··· Raw data

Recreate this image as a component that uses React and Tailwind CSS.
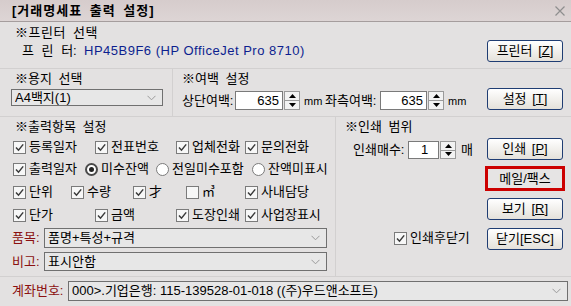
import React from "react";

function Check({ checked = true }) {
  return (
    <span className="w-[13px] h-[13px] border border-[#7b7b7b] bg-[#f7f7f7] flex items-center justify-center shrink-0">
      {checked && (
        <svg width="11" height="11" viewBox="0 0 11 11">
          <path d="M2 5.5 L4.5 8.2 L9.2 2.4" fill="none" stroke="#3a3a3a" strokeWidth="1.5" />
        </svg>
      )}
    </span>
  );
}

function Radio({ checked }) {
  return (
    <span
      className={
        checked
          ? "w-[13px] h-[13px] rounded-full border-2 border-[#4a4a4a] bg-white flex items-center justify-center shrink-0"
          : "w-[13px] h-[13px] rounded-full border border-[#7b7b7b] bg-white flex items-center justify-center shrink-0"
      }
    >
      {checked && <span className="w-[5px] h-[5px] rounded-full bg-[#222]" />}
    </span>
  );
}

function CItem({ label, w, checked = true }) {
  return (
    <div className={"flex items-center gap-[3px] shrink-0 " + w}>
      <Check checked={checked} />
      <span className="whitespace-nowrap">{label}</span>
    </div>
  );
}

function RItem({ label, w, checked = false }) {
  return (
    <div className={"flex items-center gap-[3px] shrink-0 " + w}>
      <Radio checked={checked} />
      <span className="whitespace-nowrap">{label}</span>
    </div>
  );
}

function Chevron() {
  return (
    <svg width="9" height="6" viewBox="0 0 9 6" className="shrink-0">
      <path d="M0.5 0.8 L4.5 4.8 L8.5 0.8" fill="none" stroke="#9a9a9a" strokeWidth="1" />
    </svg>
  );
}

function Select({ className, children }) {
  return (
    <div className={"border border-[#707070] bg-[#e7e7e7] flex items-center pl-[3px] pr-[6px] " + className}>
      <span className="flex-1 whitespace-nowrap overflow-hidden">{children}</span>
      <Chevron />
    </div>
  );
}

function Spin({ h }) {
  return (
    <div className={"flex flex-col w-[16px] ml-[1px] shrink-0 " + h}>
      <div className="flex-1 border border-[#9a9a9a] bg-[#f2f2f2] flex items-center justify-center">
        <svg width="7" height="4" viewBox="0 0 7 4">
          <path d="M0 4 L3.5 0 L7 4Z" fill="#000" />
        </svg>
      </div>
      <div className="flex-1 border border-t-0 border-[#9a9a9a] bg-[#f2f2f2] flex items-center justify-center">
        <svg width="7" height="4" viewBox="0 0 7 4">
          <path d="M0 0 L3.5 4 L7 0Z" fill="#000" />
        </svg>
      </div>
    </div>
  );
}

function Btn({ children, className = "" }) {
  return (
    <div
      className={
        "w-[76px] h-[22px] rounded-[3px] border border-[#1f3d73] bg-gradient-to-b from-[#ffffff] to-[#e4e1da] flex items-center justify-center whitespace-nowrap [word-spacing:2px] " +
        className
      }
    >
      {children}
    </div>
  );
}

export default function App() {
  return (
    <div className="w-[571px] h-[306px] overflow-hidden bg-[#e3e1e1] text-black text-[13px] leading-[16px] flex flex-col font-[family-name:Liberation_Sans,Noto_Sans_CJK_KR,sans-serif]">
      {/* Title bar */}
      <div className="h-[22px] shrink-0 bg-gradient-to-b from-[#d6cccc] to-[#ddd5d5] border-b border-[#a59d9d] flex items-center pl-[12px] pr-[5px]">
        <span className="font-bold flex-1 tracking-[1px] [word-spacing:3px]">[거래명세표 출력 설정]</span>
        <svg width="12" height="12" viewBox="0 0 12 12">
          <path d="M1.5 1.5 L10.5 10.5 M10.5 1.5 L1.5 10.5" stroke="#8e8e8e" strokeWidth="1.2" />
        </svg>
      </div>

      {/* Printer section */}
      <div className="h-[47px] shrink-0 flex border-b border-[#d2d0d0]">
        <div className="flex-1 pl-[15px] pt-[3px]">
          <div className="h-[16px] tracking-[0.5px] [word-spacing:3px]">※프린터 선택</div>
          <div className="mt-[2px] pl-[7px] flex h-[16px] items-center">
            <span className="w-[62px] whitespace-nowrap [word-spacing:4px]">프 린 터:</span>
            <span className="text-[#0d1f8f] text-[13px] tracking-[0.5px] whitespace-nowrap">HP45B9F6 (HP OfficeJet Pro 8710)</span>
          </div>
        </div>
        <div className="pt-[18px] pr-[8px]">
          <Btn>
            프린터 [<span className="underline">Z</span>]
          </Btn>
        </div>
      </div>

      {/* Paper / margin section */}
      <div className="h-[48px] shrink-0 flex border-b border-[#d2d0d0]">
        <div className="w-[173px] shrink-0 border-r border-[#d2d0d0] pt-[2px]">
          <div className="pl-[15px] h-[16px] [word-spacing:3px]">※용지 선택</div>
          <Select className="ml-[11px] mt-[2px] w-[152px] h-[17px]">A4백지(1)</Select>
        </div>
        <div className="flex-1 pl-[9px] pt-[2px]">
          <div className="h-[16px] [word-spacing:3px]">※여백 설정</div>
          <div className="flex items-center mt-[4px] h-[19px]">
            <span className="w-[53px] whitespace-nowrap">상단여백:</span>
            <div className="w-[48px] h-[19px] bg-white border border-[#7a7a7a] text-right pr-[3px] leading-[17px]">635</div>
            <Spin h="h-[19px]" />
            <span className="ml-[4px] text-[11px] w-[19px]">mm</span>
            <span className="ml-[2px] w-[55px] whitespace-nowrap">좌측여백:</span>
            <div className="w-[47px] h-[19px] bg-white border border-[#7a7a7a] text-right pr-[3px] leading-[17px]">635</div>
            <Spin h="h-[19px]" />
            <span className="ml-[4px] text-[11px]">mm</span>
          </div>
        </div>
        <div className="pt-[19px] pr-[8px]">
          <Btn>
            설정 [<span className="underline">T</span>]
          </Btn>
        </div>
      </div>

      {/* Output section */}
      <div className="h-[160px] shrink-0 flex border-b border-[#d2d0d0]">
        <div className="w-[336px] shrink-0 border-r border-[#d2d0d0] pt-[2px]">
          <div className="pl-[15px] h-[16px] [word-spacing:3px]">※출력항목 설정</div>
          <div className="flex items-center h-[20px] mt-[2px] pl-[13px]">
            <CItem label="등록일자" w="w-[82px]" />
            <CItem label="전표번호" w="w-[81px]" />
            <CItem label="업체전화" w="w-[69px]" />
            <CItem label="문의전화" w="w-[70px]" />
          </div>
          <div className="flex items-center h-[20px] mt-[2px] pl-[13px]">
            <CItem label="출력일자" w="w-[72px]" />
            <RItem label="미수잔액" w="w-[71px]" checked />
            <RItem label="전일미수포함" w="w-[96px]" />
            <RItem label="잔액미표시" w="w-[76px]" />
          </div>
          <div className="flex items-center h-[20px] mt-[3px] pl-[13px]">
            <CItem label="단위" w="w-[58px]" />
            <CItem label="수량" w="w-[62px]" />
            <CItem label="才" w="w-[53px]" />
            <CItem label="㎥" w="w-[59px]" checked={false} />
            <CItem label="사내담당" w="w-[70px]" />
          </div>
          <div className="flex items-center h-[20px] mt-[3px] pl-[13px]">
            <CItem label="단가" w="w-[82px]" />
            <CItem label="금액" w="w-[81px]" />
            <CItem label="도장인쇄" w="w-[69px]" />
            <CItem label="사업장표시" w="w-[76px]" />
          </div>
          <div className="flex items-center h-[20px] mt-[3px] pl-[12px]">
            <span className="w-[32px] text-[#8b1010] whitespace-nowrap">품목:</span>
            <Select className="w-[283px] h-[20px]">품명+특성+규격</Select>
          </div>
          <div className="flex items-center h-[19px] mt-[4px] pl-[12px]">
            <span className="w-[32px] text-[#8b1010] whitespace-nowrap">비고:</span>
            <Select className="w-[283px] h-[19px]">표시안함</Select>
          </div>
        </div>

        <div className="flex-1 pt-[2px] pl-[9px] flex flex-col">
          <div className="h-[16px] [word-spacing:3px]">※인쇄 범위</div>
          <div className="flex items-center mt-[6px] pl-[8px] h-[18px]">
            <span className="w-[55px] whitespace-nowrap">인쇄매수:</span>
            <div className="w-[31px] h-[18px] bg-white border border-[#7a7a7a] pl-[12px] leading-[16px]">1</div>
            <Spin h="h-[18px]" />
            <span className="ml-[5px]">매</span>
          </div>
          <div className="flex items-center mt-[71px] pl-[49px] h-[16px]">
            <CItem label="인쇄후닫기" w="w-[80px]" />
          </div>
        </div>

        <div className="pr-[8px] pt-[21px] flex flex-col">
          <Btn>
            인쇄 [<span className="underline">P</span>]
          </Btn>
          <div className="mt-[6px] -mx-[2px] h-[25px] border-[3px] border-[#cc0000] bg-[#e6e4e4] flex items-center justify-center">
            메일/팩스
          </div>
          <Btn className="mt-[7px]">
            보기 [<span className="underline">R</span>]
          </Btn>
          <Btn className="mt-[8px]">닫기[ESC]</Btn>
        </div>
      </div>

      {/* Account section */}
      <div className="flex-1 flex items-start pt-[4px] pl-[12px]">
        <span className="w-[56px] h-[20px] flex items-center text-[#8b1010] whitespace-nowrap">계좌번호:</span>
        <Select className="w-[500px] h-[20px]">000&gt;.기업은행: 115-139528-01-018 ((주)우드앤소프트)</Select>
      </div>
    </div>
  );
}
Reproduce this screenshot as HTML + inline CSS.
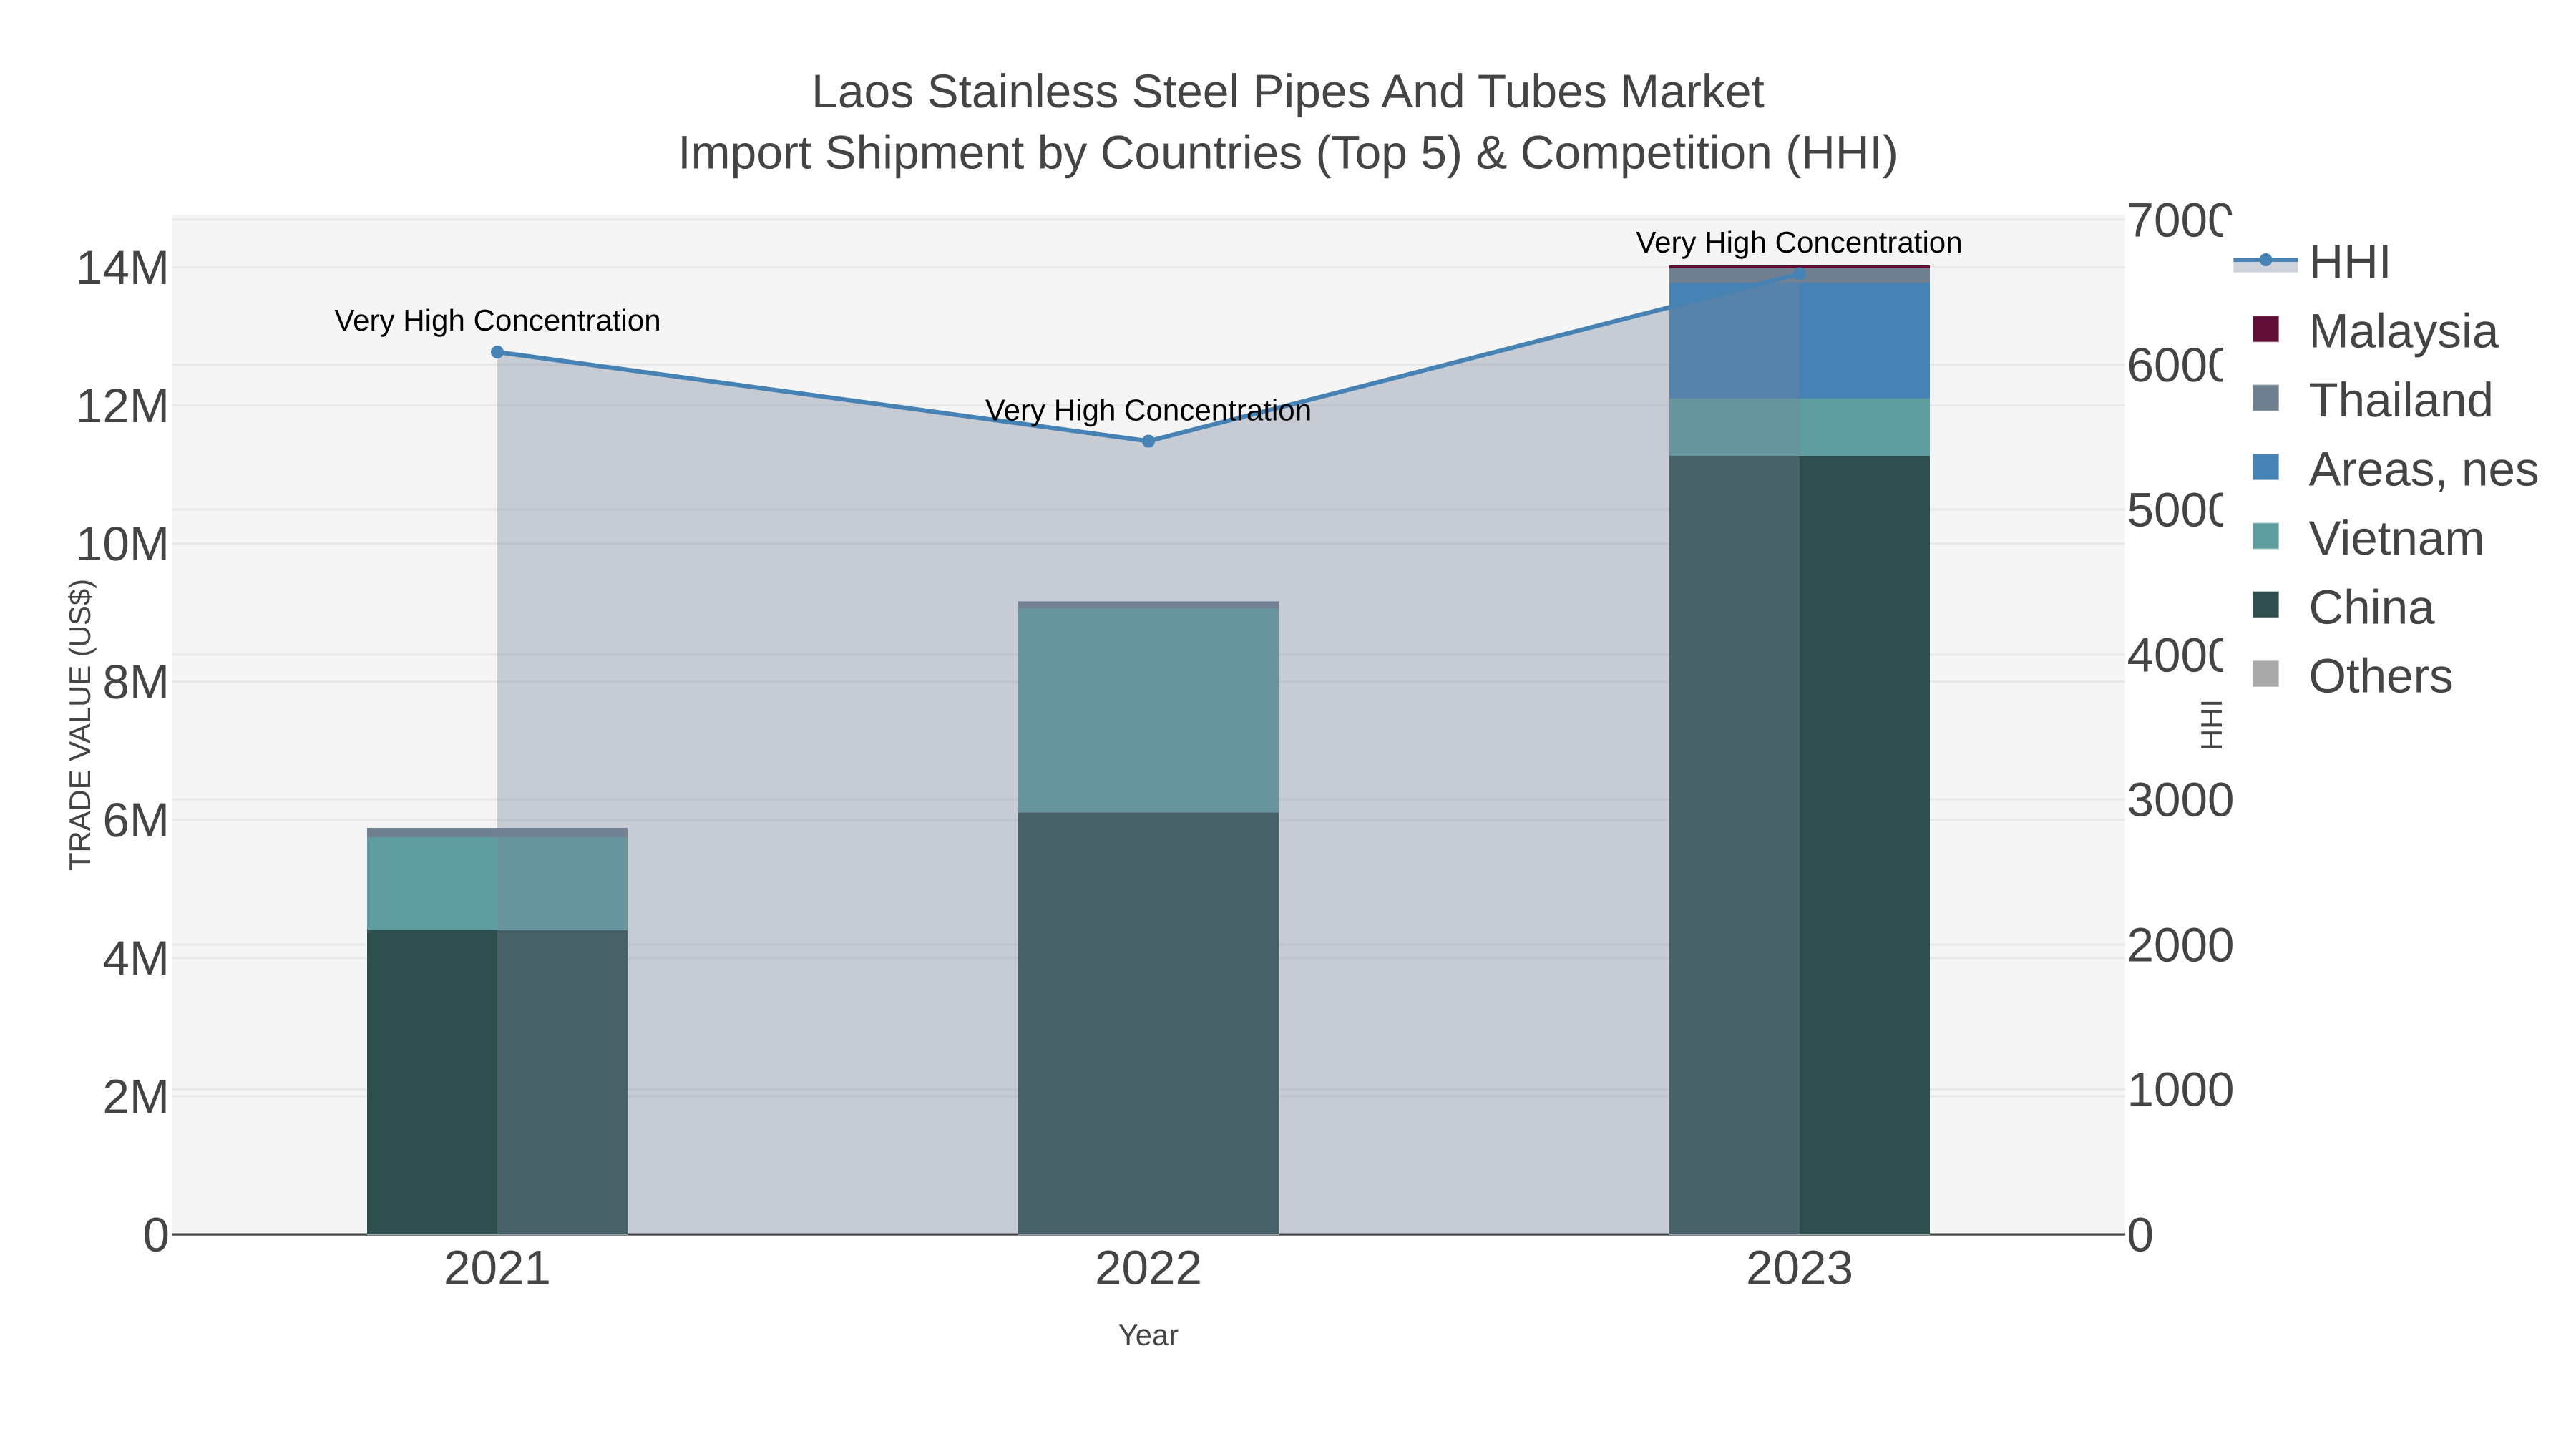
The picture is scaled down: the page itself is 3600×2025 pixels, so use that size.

······

_Aim_. Only the lines from the start of the records to the line with "import React from" belong in the copy. Print them exactly, minus pictures.

_The answer_.
Recreate this image as a component that uses React and Tailwind CSS.
import React from "react";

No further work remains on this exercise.